Task instructions —
Locate the string "with" in the listing below. Copy every line where it is found.
##############################
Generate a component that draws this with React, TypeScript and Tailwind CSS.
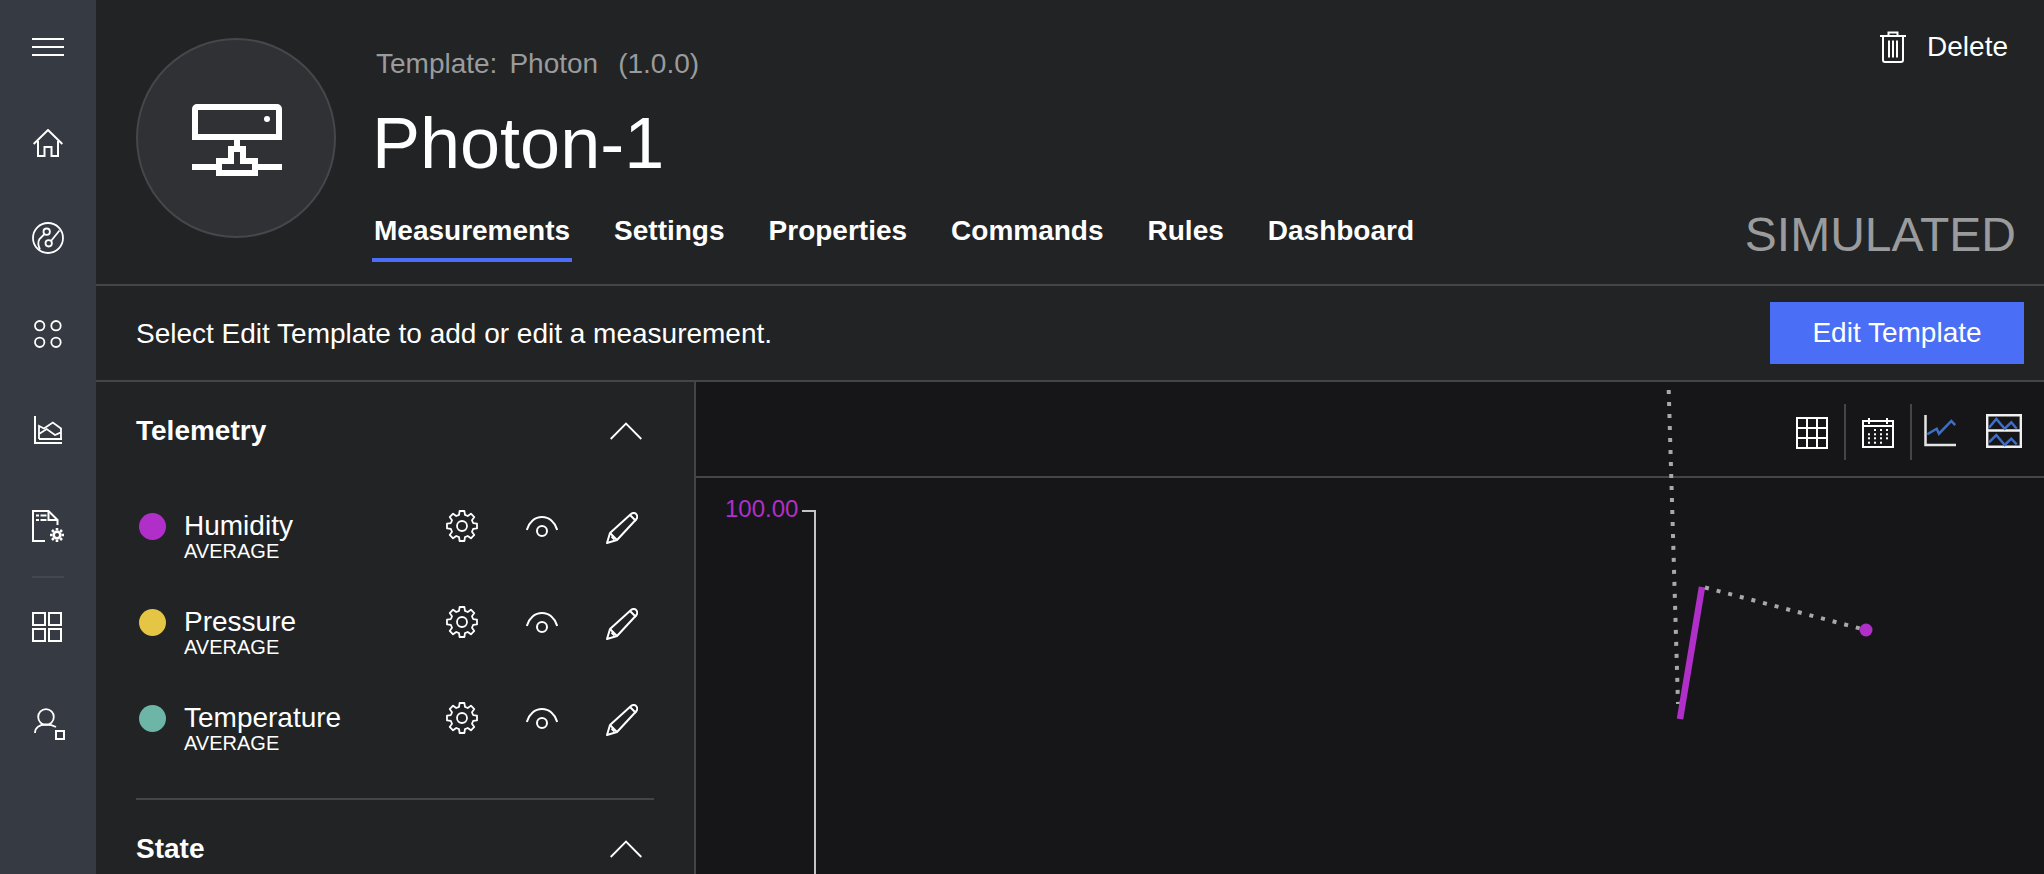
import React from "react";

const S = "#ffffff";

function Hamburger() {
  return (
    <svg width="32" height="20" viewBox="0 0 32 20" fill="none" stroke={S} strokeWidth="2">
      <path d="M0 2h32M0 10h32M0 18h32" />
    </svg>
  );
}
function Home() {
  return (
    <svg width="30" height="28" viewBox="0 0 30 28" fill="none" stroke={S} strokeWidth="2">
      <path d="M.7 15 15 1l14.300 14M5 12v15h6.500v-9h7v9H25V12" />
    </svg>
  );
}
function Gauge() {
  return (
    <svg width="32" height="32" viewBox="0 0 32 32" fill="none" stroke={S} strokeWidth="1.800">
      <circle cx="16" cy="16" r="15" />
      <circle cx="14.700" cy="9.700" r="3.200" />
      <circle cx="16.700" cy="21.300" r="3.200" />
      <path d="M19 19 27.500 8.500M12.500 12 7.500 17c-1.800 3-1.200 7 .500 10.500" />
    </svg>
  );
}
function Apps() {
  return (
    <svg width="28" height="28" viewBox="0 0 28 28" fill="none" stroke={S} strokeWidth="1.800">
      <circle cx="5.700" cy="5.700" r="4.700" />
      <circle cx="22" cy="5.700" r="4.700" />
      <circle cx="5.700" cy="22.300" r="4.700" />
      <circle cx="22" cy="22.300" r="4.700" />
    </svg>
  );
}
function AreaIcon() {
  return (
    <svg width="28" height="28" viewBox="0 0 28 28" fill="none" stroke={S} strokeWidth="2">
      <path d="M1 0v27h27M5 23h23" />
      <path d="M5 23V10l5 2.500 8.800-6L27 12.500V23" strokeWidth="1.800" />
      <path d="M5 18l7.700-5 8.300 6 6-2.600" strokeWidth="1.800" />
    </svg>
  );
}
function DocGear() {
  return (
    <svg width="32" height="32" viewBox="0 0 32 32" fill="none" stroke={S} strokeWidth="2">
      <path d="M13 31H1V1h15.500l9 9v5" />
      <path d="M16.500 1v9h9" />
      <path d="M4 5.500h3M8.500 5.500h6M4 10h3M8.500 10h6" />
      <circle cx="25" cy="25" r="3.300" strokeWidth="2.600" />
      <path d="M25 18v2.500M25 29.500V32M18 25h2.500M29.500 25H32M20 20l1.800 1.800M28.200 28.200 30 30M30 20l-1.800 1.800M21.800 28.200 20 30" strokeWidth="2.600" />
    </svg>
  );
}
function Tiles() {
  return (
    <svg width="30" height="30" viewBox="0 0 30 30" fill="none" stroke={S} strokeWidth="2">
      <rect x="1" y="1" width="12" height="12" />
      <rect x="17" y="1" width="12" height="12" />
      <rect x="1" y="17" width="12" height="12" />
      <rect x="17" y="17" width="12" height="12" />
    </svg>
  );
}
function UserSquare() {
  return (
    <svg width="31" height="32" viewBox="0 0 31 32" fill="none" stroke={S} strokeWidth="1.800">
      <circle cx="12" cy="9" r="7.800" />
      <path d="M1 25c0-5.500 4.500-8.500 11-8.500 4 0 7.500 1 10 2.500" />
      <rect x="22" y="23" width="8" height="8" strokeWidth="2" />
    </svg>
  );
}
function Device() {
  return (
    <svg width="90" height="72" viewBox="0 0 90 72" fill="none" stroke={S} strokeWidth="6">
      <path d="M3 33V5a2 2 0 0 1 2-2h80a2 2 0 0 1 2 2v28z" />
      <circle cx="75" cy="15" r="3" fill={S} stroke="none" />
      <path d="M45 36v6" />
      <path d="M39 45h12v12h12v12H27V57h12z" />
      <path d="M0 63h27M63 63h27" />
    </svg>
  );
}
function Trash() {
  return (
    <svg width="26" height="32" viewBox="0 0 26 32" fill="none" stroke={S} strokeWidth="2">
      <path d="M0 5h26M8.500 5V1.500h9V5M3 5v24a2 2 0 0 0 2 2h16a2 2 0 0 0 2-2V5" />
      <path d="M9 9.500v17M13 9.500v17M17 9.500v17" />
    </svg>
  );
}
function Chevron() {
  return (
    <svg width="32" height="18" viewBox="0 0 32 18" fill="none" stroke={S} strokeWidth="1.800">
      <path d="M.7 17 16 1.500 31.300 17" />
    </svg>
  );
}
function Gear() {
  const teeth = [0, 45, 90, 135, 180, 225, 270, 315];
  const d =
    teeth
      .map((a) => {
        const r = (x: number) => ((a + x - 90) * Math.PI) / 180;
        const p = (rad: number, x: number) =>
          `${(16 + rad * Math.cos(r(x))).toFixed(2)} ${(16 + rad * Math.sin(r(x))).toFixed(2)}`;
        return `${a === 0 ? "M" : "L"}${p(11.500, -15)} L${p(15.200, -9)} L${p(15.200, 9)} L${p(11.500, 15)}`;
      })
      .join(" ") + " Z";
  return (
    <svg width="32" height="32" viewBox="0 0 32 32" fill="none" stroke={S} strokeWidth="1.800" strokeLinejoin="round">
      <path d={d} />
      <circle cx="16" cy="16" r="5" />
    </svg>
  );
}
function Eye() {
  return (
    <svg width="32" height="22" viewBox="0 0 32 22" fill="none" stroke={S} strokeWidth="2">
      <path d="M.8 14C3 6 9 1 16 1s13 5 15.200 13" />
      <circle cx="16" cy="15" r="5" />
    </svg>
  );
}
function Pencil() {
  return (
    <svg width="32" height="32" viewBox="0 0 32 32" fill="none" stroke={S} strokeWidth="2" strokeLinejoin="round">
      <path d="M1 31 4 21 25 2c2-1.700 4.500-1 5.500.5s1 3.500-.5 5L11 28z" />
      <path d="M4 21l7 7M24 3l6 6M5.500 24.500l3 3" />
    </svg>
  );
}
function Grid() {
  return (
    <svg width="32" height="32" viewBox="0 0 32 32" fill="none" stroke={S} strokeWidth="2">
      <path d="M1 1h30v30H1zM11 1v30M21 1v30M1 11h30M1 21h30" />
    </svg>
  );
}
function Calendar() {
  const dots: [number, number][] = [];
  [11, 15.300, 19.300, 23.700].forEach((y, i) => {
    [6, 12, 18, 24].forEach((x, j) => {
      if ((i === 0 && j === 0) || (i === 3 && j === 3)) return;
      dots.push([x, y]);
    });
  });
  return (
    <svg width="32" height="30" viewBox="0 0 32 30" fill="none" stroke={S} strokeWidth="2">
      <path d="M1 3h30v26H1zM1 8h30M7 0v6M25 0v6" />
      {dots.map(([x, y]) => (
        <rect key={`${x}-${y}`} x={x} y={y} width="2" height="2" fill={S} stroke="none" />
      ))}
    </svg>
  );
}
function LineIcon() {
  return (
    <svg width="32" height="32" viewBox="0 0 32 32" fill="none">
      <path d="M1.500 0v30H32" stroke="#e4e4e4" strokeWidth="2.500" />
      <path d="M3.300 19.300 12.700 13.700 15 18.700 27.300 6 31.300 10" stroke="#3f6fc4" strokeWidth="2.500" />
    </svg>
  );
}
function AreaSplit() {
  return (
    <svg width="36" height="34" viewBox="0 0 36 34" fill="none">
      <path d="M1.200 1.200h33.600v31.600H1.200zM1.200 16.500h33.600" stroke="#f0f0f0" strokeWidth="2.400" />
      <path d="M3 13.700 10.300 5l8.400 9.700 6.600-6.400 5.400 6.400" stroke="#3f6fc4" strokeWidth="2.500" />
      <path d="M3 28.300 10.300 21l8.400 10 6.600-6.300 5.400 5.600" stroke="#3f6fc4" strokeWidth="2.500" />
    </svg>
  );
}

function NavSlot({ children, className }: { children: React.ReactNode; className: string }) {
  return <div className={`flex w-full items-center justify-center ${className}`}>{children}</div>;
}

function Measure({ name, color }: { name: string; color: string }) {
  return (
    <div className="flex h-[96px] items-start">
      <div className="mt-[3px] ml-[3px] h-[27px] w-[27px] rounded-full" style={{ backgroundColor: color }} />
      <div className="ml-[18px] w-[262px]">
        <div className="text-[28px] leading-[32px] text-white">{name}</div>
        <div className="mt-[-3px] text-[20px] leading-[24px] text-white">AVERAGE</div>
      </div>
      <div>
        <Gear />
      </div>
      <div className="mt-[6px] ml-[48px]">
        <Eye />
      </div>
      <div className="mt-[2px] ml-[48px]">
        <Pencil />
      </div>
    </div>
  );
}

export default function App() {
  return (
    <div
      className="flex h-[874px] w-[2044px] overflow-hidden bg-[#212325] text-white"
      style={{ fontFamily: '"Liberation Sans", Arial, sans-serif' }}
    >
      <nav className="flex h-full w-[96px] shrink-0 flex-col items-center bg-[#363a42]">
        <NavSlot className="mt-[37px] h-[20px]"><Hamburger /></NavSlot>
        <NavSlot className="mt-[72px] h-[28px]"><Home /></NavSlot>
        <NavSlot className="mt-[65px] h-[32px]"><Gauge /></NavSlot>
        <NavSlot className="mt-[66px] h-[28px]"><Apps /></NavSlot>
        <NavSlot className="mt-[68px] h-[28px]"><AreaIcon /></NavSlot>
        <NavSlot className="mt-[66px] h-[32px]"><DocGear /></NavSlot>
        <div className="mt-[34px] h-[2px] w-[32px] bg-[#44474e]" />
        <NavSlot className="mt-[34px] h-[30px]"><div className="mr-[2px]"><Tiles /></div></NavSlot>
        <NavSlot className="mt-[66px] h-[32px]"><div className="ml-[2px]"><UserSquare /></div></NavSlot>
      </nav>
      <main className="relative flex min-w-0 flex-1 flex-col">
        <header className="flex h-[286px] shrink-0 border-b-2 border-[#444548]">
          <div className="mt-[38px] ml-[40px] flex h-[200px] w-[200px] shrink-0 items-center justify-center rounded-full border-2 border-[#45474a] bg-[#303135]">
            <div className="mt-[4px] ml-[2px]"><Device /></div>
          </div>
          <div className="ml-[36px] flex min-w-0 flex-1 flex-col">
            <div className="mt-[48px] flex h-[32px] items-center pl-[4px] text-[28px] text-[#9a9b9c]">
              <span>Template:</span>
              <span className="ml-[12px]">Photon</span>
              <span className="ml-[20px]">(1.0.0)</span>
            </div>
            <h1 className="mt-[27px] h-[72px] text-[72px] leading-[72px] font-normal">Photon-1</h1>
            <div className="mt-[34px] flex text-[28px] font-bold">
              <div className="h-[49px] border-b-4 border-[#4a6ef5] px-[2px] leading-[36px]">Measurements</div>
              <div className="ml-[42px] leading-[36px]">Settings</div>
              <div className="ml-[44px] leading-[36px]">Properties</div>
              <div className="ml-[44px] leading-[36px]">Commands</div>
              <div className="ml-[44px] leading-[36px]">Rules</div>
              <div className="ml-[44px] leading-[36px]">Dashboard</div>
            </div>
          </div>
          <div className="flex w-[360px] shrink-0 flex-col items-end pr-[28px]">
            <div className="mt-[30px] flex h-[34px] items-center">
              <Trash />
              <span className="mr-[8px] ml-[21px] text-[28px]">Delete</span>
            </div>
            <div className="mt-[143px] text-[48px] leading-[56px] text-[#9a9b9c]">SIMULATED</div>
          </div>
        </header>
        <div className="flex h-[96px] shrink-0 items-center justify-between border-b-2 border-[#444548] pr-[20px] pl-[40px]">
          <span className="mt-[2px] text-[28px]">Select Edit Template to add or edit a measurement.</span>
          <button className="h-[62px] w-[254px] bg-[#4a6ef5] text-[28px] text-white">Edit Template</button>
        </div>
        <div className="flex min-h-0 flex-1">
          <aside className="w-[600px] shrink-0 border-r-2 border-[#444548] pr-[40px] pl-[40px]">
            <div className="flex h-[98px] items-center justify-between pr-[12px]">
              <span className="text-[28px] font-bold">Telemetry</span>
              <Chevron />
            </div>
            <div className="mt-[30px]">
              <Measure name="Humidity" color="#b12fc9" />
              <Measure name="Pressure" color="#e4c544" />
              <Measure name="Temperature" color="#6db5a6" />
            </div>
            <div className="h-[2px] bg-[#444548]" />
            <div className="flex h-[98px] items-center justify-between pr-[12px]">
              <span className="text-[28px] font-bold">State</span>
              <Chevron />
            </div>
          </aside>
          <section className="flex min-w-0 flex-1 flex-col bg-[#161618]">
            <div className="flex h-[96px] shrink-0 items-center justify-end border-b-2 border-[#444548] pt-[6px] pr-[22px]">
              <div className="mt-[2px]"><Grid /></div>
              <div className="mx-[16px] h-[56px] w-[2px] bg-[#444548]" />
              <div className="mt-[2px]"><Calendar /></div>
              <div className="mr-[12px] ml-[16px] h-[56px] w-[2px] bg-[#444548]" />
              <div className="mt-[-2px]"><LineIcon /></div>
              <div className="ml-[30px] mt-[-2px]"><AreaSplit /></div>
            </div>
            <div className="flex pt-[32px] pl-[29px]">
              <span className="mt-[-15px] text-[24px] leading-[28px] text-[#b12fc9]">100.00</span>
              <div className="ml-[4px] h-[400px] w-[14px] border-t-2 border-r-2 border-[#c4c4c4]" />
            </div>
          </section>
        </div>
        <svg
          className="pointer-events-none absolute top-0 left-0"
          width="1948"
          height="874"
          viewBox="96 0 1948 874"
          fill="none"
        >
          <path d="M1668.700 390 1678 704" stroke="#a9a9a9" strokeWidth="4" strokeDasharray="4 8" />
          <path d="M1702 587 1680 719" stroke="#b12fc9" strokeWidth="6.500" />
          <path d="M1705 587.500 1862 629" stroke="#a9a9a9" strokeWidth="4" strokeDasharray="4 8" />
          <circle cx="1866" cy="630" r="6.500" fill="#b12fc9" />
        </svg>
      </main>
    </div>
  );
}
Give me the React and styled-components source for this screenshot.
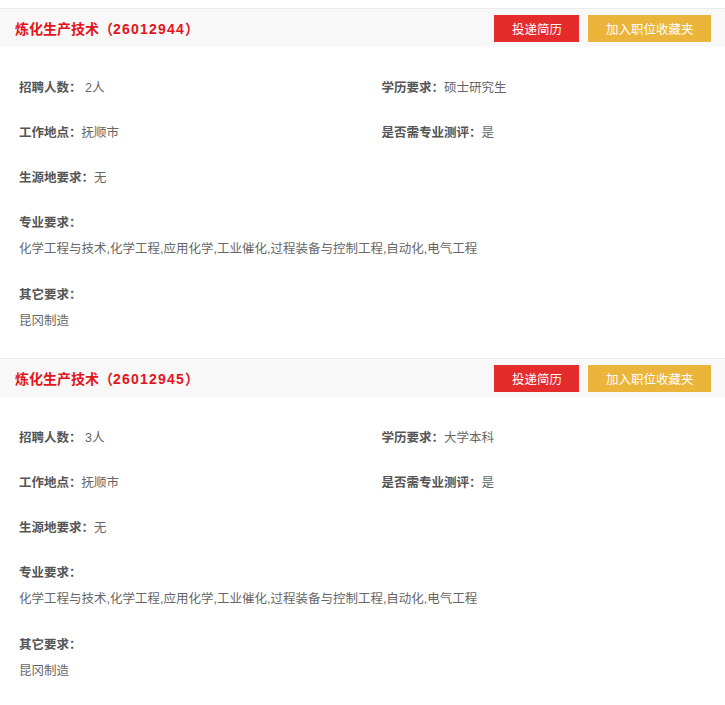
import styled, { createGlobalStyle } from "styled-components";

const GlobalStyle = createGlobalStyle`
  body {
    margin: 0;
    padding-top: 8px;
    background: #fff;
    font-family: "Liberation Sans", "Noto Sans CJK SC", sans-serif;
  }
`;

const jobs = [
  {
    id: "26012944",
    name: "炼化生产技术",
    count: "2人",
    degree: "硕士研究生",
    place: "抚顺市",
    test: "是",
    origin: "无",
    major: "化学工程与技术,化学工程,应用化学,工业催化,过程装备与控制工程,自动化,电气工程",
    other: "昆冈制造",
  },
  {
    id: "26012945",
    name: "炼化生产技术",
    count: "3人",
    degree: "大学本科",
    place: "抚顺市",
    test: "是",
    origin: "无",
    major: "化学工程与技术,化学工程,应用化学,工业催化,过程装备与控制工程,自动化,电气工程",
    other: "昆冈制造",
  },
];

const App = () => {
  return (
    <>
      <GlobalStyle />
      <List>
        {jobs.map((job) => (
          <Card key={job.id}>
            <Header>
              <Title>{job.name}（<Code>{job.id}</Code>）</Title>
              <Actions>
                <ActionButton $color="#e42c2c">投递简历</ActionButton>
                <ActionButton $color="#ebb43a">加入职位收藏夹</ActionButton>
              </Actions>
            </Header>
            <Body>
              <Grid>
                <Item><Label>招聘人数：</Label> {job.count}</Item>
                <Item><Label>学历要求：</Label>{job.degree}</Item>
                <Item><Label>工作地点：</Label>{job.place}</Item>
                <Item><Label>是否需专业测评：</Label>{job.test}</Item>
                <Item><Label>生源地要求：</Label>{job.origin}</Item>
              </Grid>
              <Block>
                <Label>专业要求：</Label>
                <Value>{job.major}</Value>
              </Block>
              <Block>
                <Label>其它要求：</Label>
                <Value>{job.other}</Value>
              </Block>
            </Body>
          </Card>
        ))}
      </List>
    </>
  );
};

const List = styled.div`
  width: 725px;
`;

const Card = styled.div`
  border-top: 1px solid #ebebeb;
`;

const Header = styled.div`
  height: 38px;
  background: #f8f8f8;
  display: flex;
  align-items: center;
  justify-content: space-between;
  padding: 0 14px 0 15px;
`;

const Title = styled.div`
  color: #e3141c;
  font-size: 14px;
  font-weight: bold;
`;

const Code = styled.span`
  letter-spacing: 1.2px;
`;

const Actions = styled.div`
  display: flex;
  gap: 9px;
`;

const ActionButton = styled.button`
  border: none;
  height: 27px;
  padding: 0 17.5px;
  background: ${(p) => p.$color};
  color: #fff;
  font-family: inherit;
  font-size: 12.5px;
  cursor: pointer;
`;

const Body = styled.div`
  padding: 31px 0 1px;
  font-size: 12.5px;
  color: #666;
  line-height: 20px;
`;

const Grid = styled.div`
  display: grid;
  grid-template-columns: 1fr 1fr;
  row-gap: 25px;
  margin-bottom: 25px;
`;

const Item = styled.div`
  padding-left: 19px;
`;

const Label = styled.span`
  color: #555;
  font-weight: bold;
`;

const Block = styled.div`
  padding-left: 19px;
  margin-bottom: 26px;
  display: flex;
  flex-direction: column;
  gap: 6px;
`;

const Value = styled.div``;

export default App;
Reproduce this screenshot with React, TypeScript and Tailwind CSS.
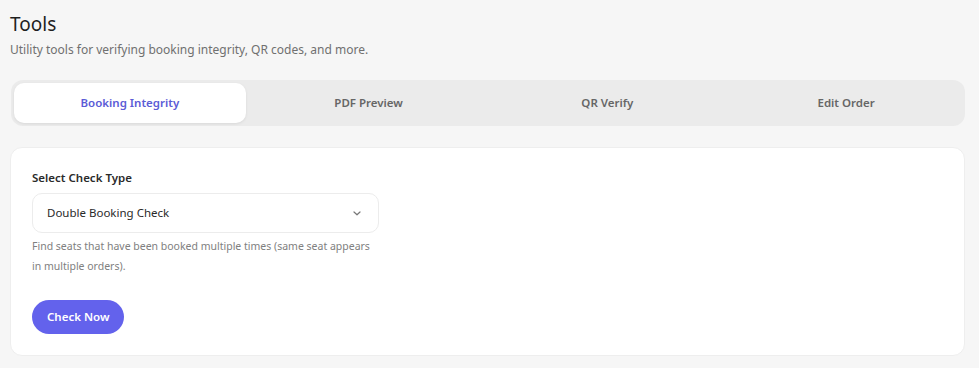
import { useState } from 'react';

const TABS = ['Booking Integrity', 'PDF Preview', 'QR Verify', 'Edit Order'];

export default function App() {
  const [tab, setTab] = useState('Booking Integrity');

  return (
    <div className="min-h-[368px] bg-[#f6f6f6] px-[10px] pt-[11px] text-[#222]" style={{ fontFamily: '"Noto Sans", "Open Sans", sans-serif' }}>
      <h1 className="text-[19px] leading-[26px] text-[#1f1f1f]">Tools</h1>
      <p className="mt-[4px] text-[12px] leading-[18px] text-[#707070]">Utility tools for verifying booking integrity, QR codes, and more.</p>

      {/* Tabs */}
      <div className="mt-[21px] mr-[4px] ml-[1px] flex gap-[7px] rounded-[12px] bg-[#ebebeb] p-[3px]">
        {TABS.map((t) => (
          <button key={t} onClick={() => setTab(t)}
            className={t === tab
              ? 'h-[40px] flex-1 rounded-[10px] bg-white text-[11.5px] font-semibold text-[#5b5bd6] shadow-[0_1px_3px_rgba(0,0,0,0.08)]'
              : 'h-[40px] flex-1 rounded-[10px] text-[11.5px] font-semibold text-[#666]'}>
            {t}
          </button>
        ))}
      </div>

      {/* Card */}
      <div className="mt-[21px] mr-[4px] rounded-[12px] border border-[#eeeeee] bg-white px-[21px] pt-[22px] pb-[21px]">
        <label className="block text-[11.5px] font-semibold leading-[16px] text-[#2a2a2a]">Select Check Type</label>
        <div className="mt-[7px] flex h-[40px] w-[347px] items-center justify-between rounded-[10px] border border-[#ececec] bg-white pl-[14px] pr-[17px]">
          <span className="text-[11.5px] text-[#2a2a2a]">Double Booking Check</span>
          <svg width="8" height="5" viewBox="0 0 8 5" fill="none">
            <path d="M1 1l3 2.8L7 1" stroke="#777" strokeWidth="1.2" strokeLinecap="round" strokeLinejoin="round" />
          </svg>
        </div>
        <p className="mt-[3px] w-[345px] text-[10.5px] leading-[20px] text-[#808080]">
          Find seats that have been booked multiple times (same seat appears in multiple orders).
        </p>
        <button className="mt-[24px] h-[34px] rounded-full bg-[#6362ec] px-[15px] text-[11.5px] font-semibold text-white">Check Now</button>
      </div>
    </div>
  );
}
##############################
The output —
Generate a component that draws this with React, TypeScript and Tailwind CSS.
Reproduce this screenshot with React, TypeScript and Tailwind CSS.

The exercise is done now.